The euro zone's second biggest economy ran a budget deficit of 2.7 per cent of gross domestic product, above the 2.4 per cent goal fixed by President Nicolas Sarkozy's government and up from 2.4 per cent in 2006.
The government blames the economic slowdown for the slippage and has said it will revise up its 2008 public deficit projection from 2.3 per cent because it has cut its growth forecast for this year to 1.7-2 per cent from 2-2.5 per cent.
A slump in consumer confidence to record lows in March, which was also reported yesterday, confirmed economists' gloom about the outlook for growth this year and next.
"Clouds are gathering over the economy," said Olivier Gasnier, economist at Societe Generale.
"The public deficit will probably be contained below [the EU limit of] three per cent in 2008 but the 2009 outlook is not good and the government will be forced to choose between tightening budget policy or allowing the deficit to slip beyond three per cent."
Yesterday's data revised up fourth quarter GDP growth to 0.4 per cent from a first estimate of 0.3 per cent but full year growth was left unrevised at 1.9 per cent, below the 2-2.5 per cent forecast on which Paris had based its 2007 budget.
France is not the only euro zone country which is having to downgrade its growth hopes for this year in the face of a global credit squeeze, a US economic slowdown, a strong euro, and high oil prices.

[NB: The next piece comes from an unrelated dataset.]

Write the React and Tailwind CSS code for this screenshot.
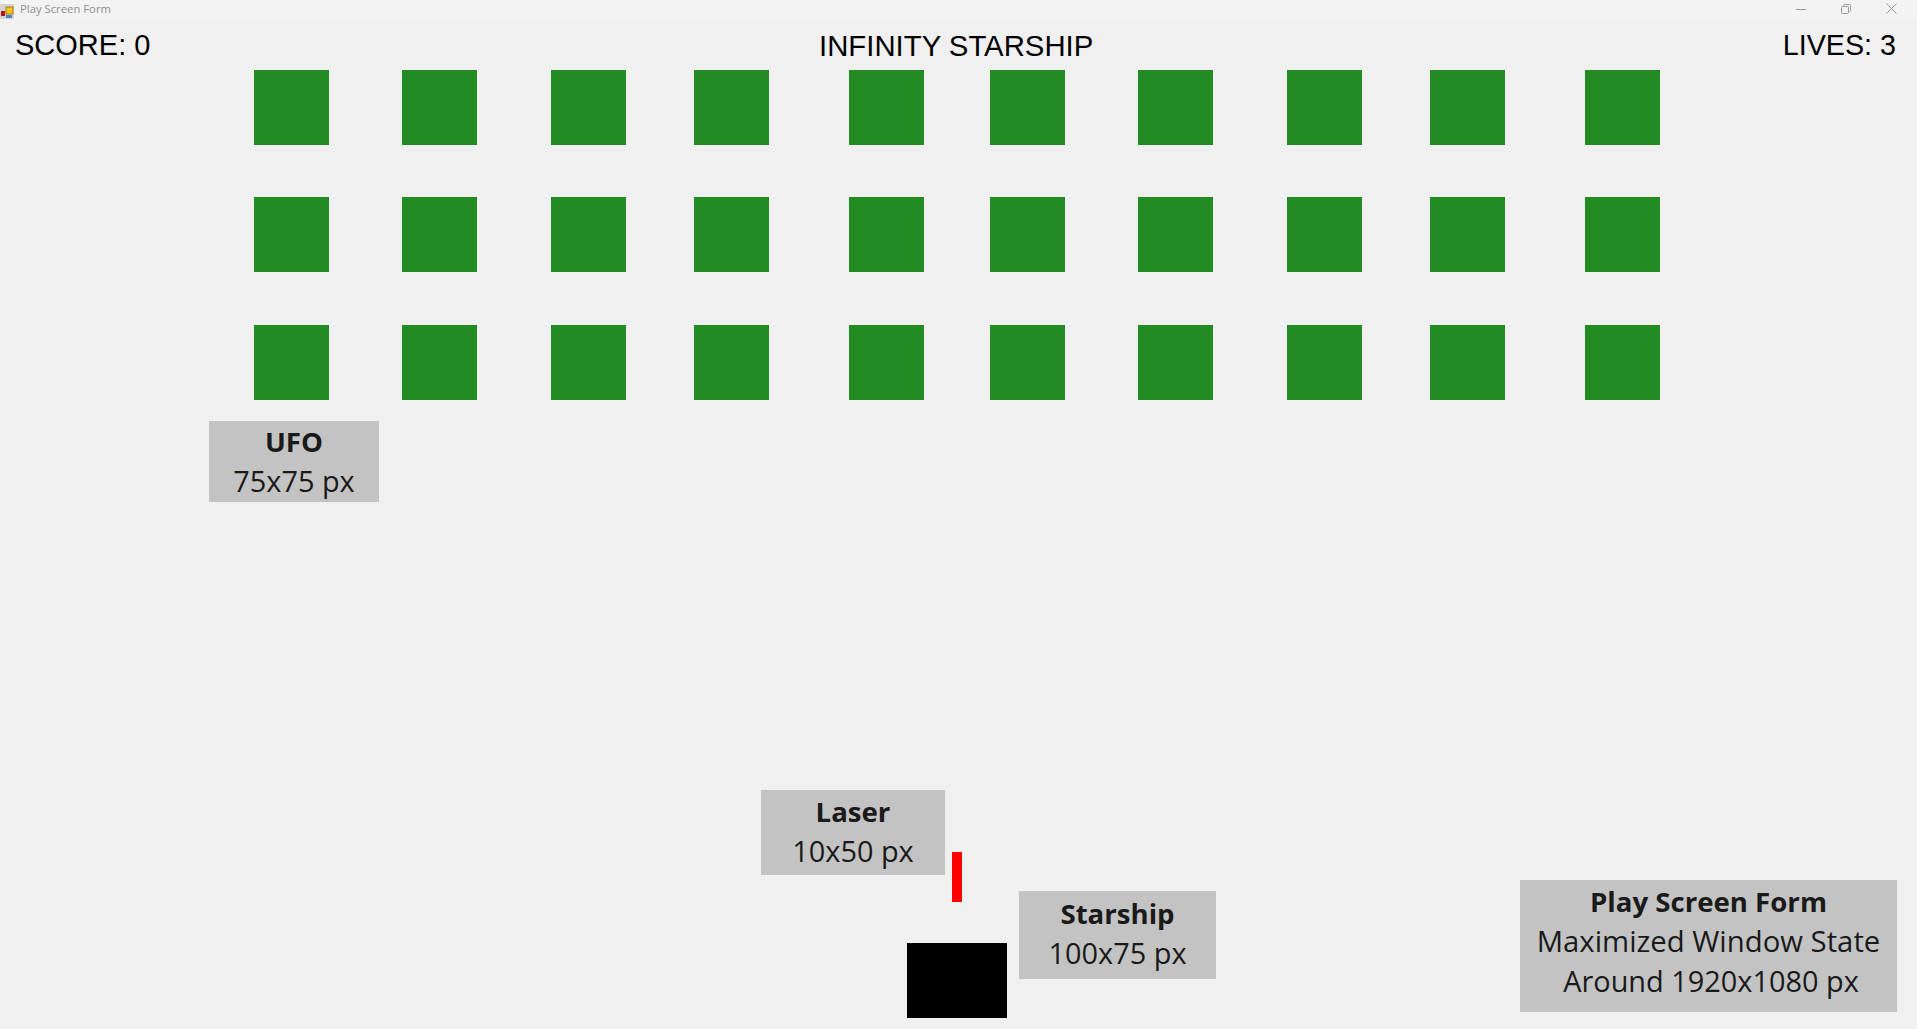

"Today growth is well below what was forecast by all our European partners even if France is doing rather better today than Germany in terms of growth, even if public deficits are bigger in Britain," Budget Minister Eric Woerth said.
No sympathy
But such arguments are likely to win a less sympathetic hearing because other EU states had branded France's fiscal goals insufficiently ambitious and the European Commission had deemed its initial growth estimates overly optimistic.
Woerth, who disclosed the 2007 deficit figures in a radio interview about an hour before their official release, attributed the budget slippage to local authorities' spending but analysts also cited overruns in social security outlays.
"For 2008, new measures have already been implemented to limit the social security deficit and the deficit of local authorities may stabilise post-(municipal) elections," said Dominique Barbet, senior economist at BNP Paribas.
"The main issue is the central government deficit, and given growth will be once again below the target, the government will have to find new sources of income in order to match the three per cent limit. Forget about the 2.3 per cent deficit target."